> Problem requirements
Gather all lines with the word "this" in them.

> Data excerpts
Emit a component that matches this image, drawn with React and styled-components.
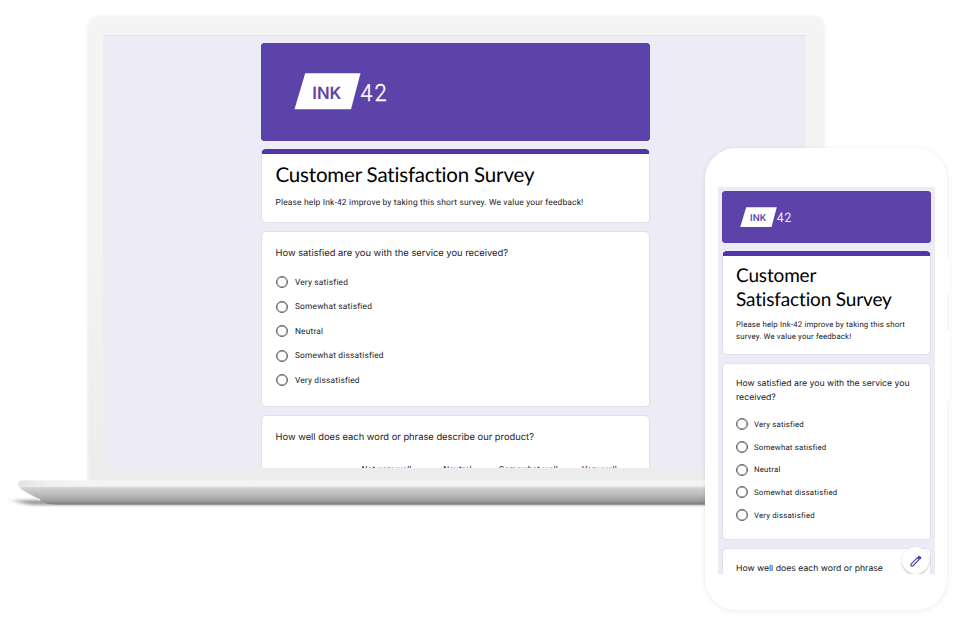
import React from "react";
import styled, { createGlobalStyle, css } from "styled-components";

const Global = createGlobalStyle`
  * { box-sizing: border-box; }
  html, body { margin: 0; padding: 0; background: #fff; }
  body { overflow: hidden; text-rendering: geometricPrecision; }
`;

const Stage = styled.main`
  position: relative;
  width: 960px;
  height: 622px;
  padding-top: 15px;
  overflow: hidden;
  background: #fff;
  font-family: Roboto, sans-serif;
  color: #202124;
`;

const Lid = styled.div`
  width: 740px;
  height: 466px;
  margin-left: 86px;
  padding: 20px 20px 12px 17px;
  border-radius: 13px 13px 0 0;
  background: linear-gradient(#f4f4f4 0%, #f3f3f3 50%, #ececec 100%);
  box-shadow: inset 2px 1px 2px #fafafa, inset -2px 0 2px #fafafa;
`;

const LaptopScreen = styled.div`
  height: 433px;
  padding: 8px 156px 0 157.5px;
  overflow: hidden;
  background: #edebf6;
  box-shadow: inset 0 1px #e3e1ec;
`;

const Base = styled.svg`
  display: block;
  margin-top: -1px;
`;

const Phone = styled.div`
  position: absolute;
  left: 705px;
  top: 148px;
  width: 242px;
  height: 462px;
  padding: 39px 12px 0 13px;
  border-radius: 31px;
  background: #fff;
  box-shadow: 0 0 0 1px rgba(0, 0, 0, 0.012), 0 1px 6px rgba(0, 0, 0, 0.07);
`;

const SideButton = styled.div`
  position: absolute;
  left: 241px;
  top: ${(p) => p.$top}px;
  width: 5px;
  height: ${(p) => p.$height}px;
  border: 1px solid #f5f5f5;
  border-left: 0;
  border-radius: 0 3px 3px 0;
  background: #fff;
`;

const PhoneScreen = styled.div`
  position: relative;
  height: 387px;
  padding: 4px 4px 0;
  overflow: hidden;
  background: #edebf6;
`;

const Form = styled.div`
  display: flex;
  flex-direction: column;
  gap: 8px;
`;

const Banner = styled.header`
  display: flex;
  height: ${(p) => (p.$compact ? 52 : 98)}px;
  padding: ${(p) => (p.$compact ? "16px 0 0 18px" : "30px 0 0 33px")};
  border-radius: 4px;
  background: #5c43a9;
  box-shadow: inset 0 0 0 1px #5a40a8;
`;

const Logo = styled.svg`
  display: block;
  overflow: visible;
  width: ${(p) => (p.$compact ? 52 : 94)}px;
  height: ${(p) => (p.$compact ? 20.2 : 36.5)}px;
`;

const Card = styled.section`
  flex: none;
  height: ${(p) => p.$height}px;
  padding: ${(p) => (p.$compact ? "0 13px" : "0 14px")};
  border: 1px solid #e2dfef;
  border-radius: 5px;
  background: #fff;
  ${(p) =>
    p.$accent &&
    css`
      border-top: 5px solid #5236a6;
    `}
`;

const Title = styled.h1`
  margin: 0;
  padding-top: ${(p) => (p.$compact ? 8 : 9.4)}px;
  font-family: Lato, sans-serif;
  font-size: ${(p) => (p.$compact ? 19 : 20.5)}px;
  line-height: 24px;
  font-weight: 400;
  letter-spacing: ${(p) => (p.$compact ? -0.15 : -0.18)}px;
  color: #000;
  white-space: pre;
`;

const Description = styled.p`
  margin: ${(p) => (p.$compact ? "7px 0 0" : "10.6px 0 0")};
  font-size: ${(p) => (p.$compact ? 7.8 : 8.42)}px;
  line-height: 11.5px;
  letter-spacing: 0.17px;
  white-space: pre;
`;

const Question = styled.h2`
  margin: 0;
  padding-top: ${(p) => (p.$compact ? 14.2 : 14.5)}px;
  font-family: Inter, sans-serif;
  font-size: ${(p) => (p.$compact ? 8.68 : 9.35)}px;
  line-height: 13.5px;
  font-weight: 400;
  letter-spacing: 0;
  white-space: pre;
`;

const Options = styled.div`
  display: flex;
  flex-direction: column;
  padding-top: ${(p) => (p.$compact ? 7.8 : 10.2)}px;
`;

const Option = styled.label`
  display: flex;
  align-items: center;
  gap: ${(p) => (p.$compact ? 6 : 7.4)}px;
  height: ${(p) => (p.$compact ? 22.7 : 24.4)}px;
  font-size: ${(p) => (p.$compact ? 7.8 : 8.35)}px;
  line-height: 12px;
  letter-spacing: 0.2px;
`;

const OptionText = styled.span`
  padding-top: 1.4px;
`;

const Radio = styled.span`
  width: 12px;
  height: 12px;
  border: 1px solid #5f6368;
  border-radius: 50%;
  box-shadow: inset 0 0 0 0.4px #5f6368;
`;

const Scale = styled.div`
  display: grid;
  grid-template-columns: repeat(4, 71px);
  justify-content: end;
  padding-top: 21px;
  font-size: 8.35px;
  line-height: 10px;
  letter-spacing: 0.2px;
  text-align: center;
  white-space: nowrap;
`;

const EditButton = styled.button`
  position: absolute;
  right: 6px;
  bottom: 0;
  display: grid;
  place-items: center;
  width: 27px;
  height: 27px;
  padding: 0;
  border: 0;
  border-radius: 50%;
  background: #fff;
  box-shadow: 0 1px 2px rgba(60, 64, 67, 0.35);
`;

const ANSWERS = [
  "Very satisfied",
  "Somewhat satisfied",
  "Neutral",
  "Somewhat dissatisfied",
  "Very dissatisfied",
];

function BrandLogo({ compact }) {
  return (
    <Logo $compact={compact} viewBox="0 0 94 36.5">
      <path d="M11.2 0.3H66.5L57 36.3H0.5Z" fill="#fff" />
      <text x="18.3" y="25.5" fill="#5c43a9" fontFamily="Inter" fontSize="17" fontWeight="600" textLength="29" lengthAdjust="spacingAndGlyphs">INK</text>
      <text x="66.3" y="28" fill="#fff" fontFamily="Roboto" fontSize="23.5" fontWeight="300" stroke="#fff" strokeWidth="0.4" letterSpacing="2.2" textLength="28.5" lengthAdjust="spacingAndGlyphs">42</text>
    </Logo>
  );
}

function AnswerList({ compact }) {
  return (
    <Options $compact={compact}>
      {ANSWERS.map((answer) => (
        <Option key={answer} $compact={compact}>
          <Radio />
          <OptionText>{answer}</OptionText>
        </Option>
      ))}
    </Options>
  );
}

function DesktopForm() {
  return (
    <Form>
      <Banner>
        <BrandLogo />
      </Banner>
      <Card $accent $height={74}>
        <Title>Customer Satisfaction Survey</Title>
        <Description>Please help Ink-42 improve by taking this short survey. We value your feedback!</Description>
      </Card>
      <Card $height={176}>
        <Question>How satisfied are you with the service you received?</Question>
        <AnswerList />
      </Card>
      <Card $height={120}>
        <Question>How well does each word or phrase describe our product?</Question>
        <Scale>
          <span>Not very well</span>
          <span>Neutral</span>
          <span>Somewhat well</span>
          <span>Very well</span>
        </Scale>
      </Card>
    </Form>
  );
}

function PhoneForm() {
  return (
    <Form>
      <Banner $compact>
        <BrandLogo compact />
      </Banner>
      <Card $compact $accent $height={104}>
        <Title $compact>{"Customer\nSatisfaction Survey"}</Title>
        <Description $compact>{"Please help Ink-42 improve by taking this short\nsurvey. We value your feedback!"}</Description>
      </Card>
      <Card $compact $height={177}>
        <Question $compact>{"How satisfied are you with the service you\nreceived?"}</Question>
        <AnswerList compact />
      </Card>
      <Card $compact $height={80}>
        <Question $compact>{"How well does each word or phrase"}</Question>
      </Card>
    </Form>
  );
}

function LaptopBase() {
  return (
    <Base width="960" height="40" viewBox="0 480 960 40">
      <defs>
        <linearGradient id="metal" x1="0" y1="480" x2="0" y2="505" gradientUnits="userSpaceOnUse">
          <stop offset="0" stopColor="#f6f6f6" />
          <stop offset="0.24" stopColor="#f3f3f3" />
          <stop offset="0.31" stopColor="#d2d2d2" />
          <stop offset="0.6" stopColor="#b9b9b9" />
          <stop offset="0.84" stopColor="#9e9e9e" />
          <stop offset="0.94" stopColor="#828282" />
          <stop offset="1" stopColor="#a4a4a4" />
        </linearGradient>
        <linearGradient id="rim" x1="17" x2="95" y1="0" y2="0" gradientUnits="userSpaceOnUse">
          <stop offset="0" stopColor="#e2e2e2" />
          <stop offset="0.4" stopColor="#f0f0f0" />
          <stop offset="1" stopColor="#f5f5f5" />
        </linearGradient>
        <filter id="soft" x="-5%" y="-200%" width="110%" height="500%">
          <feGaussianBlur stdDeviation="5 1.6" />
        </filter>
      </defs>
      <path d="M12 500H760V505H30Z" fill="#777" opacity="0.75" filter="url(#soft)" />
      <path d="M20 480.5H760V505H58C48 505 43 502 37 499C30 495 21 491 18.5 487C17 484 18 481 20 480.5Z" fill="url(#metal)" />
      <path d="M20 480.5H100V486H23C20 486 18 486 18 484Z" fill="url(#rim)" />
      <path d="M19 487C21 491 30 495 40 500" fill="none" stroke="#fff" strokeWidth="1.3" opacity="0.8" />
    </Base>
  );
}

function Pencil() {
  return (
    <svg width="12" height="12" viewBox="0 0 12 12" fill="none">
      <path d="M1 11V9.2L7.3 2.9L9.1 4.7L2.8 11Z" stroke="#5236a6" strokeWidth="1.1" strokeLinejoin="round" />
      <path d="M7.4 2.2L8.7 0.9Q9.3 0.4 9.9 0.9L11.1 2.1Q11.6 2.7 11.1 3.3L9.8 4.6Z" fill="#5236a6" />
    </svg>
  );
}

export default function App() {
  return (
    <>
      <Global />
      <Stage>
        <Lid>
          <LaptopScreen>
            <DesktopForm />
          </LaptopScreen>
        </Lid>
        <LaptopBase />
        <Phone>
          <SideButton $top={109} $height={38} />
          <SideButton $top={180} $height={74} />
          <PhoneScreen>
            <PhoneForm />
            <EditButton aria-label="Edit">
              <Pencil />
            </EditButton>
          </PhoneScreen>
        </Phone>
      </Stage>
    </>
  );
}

--

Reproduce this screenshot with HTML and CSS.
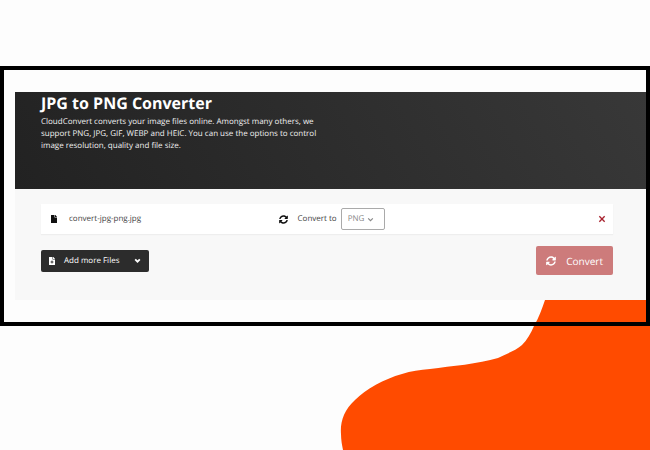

> Output of the exercise
Emit a component that matches this image, drawn with React and styled-components.
        <Description>Please help Ink-42 improve by taking this short survey. We value your feedback!</Description>
        <Description $compact>{"Please help Ink-42 improve by taking this short\nsurvey. We value your feedback!"}</Description>
Reproduce this screenshot with HTML and CSS.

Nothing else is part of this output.